My work on the actions of African American volunteers in the Abraham Lincoln Brigade explores their backgrounds and reasons for joining such a distant war, as well as how the communist ideals of the brigade helped shatter class and racial borders well before the brief integration of African Americans units during the Battle of the Bulge. Many African American veterans of the Abraham Lincoln Brigade would continue to lead the fight against segregation and oppression back in the United States.

Briann Siener

“Beans and Bombs” tells the story of Maria, a young girl growing up in a farming town outside of Guernica during the Spanish Civil War. The story explores Maria’s growth as she learns about the dire state of her country and the pain of loss.
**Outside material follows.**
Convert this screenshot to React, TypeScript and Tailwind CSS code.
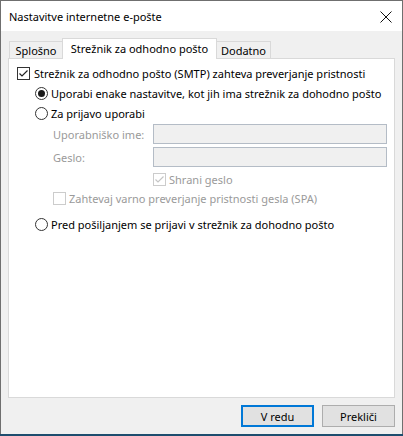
import React from 'react';

const font = { fontFamily: '"Noto Sans", "Liberation Sans", Arial, sans-serif' };

const Check = ({ checked, disabled }: { checked?: boolean; disabled?: boolean }) => (
  <span
    className={`flex h-[13px] w-[13px] shrink-0 items-center justify-center border bg-white ${
      disabled ? 'border-[#cccccc]' : 'border-[#333333]'
    }`}
  >
    {checked && (
      <svg width="11" height="11" viewBox="0 0 11 11">
        <path
          d="M1.5 5.5 L4 8 L9.5 2.5"
          fill="none"
          stroke={disabled ? '#c4c4c4' : '#222222'}
          strokeWidth="1.2"
        />
      </svg>
    )}
  </span>
);

const Radio = ({ selected }: { selected?: boolean }) => (
  <span className="flex h-[13px] w-[13px] shrink-0 items-center justify-center rounded-full border border-[#333333] bg-white">
    {selected && <span className="h-[7px] w-[7px] rounded-full bg-[#1a1a1a]" />}
  </span>
);

const Field = ({ label }: { label: string }) => (
  <div className="flex h-[20px] items-center pl-[44px]">
    <span className="w-[100px] text-[#9a9a9a]">{label}</span>
    <div className="h-[20px] w-[234px] border border-[#b4bcc6] bg-[#f0f0f0]" />
  </div>
);

export default function App() {
  return (
    <div className="flex h-[436px] w-[403px] flex-col text-[11px] leading-none text-black" style={font}>
      <div className="flex h-[434px] flex-col border-x border-t border-[#6f6f6f]">
        {/* title bar */}
        <div className="flex h-[30px] items-center justify-between bg-white pl-[8px] pr-[10px]">
          <span className="pt-[1px] text-[11px]">Nastavitve internetne e-pošte</span>
          <svg width="12" height="12" viewBox="0 0 12 12" className="mt-[1px]">
            <path d="M0.5 0.5 L11.5 11.5 M11.5 0.5 L0.5 11.5" stroke="#111111" strokeWidth="1" />
          </svg>
        </div>

        {/* body */}
        <div className="flex flex-1 flex-col bg-[#f0f0f0] px-[7px] pt-[7px]">
          {/* tabs */}
          <div className="relative z-10 flex h-[20px] items-end pl-[1px]">
            <div className="flex h-[17px] w-[53px] items-center justify-center border-l border-t border-[#d9d9d9] bg-[#f0f0f0] pt-[1px]">
              Splošno
            </div>
            <div className="-mb-px flex h-[21px] w-[155px] items-center justify-center border-x border-t border-[#d9d9d9] bg-white pb-[2px]">
              Strežnik za odhodno pošto
            </div>
            <div className="flex h-[17px] w-[54px] items-center justify-center border-r border-t border-[#d9d9d9] bg-[#f0f0f0] pt-[1px]">
              Dodatno
            </div>
          </div>

          {/* panel */}
          <div className="flex h-[340px] flex-col border border-[#d9d9d9] bg-white pt-[4px]">
            <div className="flex h-[21px] items-center gap-[4px] pl-[8px]">
              <Check checked />
              <span>Strežnik za odhodno pošto (SMTP) zahteva preverjanje pristnosti</span>
            </div>
            <div className="flex h-[19px] items-center gap-[3px] pl-[26px]">
              <Radio selected />
              <span>Uporabi enake nastavitve, kot jih ima strežnik za dohodno pošto</span>
            </div>
            <div className="flex h-[20px] items-center gap-[3px] pl-[26px]">
              <Radio />
              <span>Za prijavo uporabi</span>
            </div>
            <div className="mt-[1px]">
              <Field label="Uporabniško ime:" />
            </div>
            <div className="mt-[3px]">
              <Field label="Geslo:" />
            </div>
            <div className="mt-[6px] flex h-[13px] items-center gap-[3px] pl-[144px]">
              <Check checked disabled />
              <span className="text-[#9a9a9a]">Shrani geslo</span>
            </div>
            <div className="mt-[6px] flex h-[13px] items-center gap-[3px] pl-[44px]">
              <Check disabled />
              <span className="text-[#9a9a9a]">Zahtevaj varno preverjanje pristnosti gesla (SPA)</span>
            </div>
            <div className="mt-[9px] flex h-[20px] items-center gap-[3px] pl-[26px]">
              <Radio />
              <span>Pred pošiljanjem se prijavi v strežnik za dohodno pošto</span>
            </div>
          </div>

          {/* buttons */}
          <div className="mt-[7px] flex justify-end gap-[8px]">
            <button className="flex h-[22px] w-[73px] items-center justify-center border-2 border-[#0078d7] bg-[#e1e1e1]">
              V redu
            </button>
            <button className="flex h-[22px] w-[73px] items-center justify-center border border-[#adadad] bg-[#e1e1e1]">
              Prekliči
            </button>
          </div>
        </div>
      </div>
      <div className="h-[2px] bg-[#1d4d6e]" />
    </div>
  );
}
Kate Harty and Alice Tecoztky

In the years before World War II, another battle against fascists raged in Europe. Across Spain, leftists of many persuasions, from moderate democrats to communists to anarchists, fought against General Franco’s rebels. Thousands of men and women traveled from around the world to fight fascism, and many of these volunteers often left countries that were internally divided themselves. Though the United States was officially neutral in the Spanish Civil War, the country contained both vocal leftist groups and prominent pro-Francoists. This paper discusses the role of religion, in determining or deepening the political persuasions of Americans during the Spanish Civil War. In particular, it examines clashes between the frequently left-wing, communist-affiliated Jewish community, and the anti-interventionist and pro-Franco Irish Catholic enclaves. The religious press contributed to the insular natures of both these communities, and often circulated misinformation and promoted more radical politics. This paper also discusses the occasional leftist dissenters in the Catholic community and the political variability of American Protestants. Ultimately, this paper found that the influence of religious views, as well as ideological sympathies, complicated American attitudes during the Spanish Civil War.